Provided information »
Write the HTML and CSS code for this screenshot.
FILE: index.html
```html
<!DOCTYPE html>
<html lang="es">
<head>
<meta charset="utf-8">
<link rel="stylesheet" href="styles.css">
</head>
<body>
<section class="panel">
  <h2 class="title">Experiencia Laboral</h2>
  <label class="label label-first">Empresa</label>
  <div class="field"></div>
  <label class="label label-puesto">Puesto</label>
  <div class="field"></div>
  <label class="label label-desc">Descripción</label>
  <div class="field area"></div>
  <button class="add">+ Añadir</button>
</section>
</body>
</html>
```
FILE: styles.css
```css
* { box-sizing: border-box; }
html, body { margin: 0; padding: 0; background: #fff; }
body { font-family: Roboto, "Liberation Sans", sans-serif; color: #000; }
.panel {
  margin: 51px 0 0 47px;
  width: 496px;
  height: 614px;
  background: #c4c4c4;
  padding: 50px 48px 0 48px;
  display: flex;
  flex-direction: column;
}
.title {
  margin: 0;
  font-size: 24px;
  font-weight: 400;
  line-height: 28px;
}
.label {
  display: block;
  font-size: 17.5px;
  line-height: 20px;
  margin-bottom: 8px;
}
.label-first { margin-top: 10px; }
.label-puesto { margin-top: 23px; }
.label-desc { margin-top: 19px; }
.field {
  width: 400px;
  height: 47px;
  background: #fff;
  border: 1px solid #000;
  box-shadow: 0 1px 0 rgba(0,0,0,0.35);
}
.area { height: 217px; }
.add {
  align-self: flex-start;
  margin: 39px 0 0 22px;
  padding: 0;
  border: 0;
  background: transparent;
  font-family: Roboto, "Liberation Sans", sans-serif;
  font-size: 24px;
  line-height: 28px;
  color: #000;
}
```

* * *

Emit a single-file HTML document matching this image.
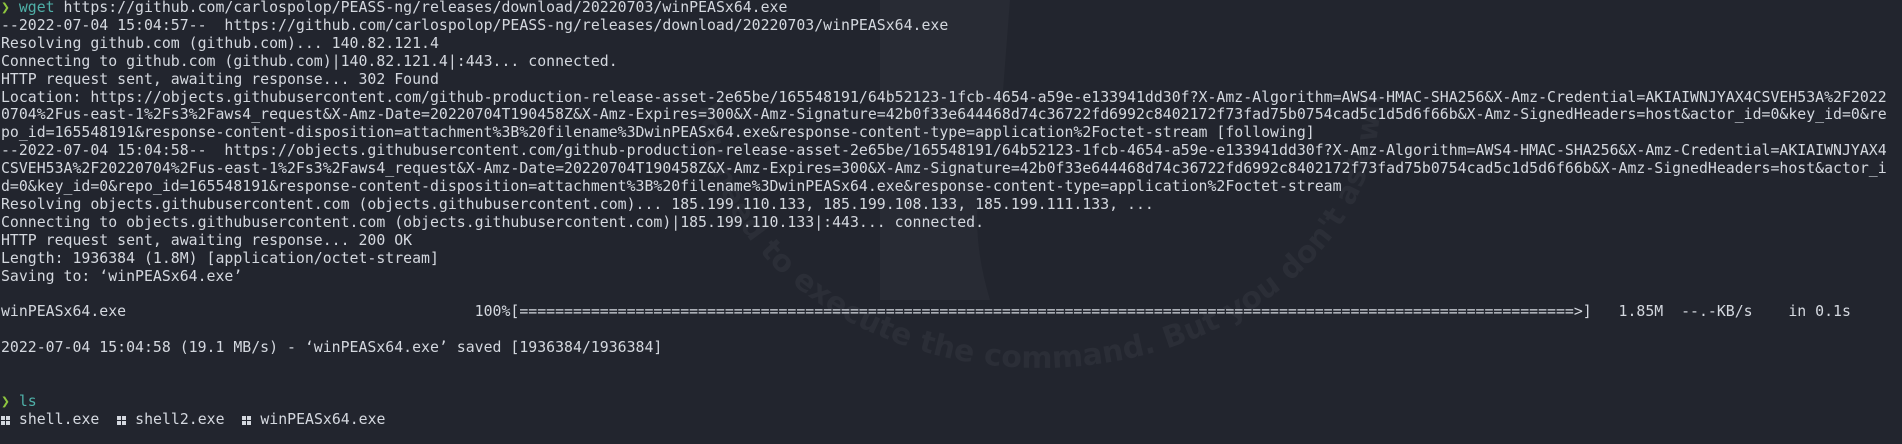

Written problem » Scan the material above for the word "this". Copy each line where it occurs.

Finished exercise »
Write the HTML and CSS code for this screenshot.
Emit a single-file HTML document matching this image.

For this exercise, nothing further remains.